A small gathering took shape on an unusually warm South San Francisco evening. A gathering of eight, on this first night of what we called Awakin Lite – modeled after the more full bodied Awakin gatherings in Santa Clara, but with some adjustments. We lopped off a half hour of meditation here, tinkered with the start time there, stirred in a monthly time-table and adjusted down the caloric intake, to end up with what we hoped would be a winning formula – a monthly gathering for an hour and half of stillness, sharing and connection.
While the evening does not set expectations or ask for outcomes, what spilled forth was what one may expect to happen when we are allowed to be still, when we are invited to think deeply and feel unselfconsciously. We become emboldened. To share our vulnerabilities. Emboldened to look into another pair of eyes and hold our gaze there for a while. To grasp at the fallen threads of what once connected us and gingerly tie that knot again.
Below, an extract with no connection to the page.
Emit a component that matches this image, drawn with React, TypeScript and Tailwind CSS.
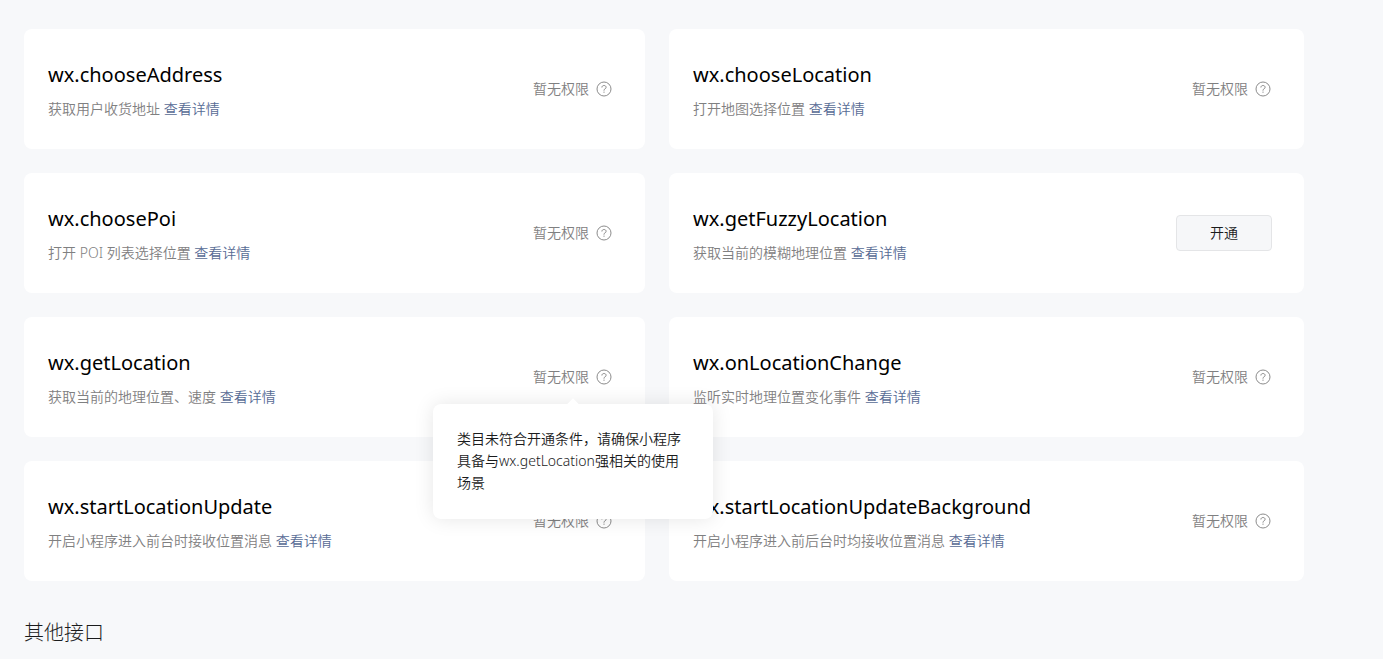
type Api = {
  name: string;
  desc: string;
  canOpen?: boolean;
  tip?: string;
};

const apis: Api[] = [
  { name: "wx.chooseAddress", desc: "获取用户收货地址" },
  { name: "wx.chooseLocation", desc: "打开地图选择位置" },
  { name: "wx.choosePoi", desc: "打开 POI 列表选择位置" },
  { name: "wx.getFuzzyLocation", desc: "获取当前的模糊地理位置", canOpen: true },
  {
    name: "wx.getLocation",
    desc: "获取当前的地理位置、速度",
    tip: "类目未符合开通条件，请确保小程序具备与wx.getLocation强相关的使用场景",
  },
  { name: "wx.onLocationChange", desc: "监听实时地理位置变化事件" },
  { name: "wx.startLocationUpdate", desc: "开启小程序进入前台时接收位置消息" },
  { name: "wx.startLocationUpdateBackground", desc: "开启小程序进入前后台时均接收位置消息" },
];

const HelpIcon = () => (
  <svg className="h-4 w-4" viewBox="0 0 16 16" fill="none" stroke="#8c8c8c" aria-hidden="true">
    <circle cx="8" cy="8" r="7" />
    <path d="M5.900 6.500C5.900 5.200 6.800 4.500 8 4.500s2.100.7 2.100 1.800c0 .8-.5 1.200-1.100 1.600C8.300 8.300 8 8.600 8 9.300v.4" />
    <path d="M8 10.600v1.200" />
  </svg>
);

const Tooltip = ({ text }: { text: string }) => (
  <div
    role="tooltip"
    className="absolute left-1/2 top-full z-10 mt-4 w-[280px] -translate-x-1/2 rounded-lg bg-white px-6 pt-6 pb-[25px] leading-[22px] text-[#1a1b1c] shadow-[0_0_20px_rgba(0,0,0,0.1)]"
  >
    <span className="absolute -top-1 left-1/2 h-2 w-2 -translate-x-1/2 rotate-45 bg-white" />
    {text}
  </div>
);

const Status = ({ tip }: { tip?: string }) => (
  <div className="relative flex shrink-0 items-center gap-[7px] pr-px leading-[22px] text-[#7f8081]">
    <span>暂无权限</span>
    <button type="button" aria-label="查看原因">
      <HelpIcon />
    </button>
    {tip && <Tooltip text={tip} />}
  </div>
);

const ApiCard = ({ name, desc, canOpen, tip }: Api) => (
  <li className="flex items-center justify-between rounded-lg bg-white py-[30px] pl-6 pr-8">
    <div>
      <h3 className="text-xl font-normal leading-8 text-black">{name}</h3>
      <p className="mt-2 leading-5 text-[#7f8081]">
        {desc}{" "}
        <a href="#" className="text-[#576b95]">
          查看详情
        </a>
      </p>
    </div>
    {canOpen ? (
      <button
        type="button"
        className="h-9 w-24 shrink-0 rounded border border-[#e4e5e7] bg-[#f6f7f9] text-[#1a1b1c]"
      >
        开通
      </button>
    ) : (
      <Status tip={tip} />
    )}
  </li>
);

export default function App() {
  return (
    <main className="min-h-screen bg-[#f7f8fa] pl-6 pr-[79px] pt-[29px] font-['Noto_Sans','Noto_Sans_CJK_SC',sans-serif] text-sm font-[350]">
      <ul className="grid grid-cols-[621fr_635fr] gap-6">
        {apis.map((api) => (
          <ApiCard key={api.name} {...api} />
        ))}
      </ul>
      <h2 className="mt-9 text-xl font-light leading-8 text-[#1a1b1c]">其他接口</h2>
    </main>
  );
}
And so in this circle of eight where no one knew everyone, and not even everyone knew someone, still we were emboldened. A gift of incense was offered by someone to help inaugurate the evening. Intimate details spilt forth: the loss of a parent, struggles with depression, loss of a sense of self; also the triumphs - of returning to the piano without old judgments, of loosening the grip of gender-boxed roles.
One of the attendees said later she could taste the food more acutely because we were eating in silence. And another chimed in – “Despite the silence, you could feel each person’s presence”. One attendee confessed “the distance between being present and knowing that you should be present is incredibly vast”. The vigorous nods were the most movement I saw in the room this evening.
But that’s why we were all here. Because we were vigorous-noddingly aware that what was difficult could also be maybe incredibly important. And so here we all were, sitting with our swirls of thoughts, years of imprints and decades of defenses, taking a first ginger step at breaking through. Emboldened indeed.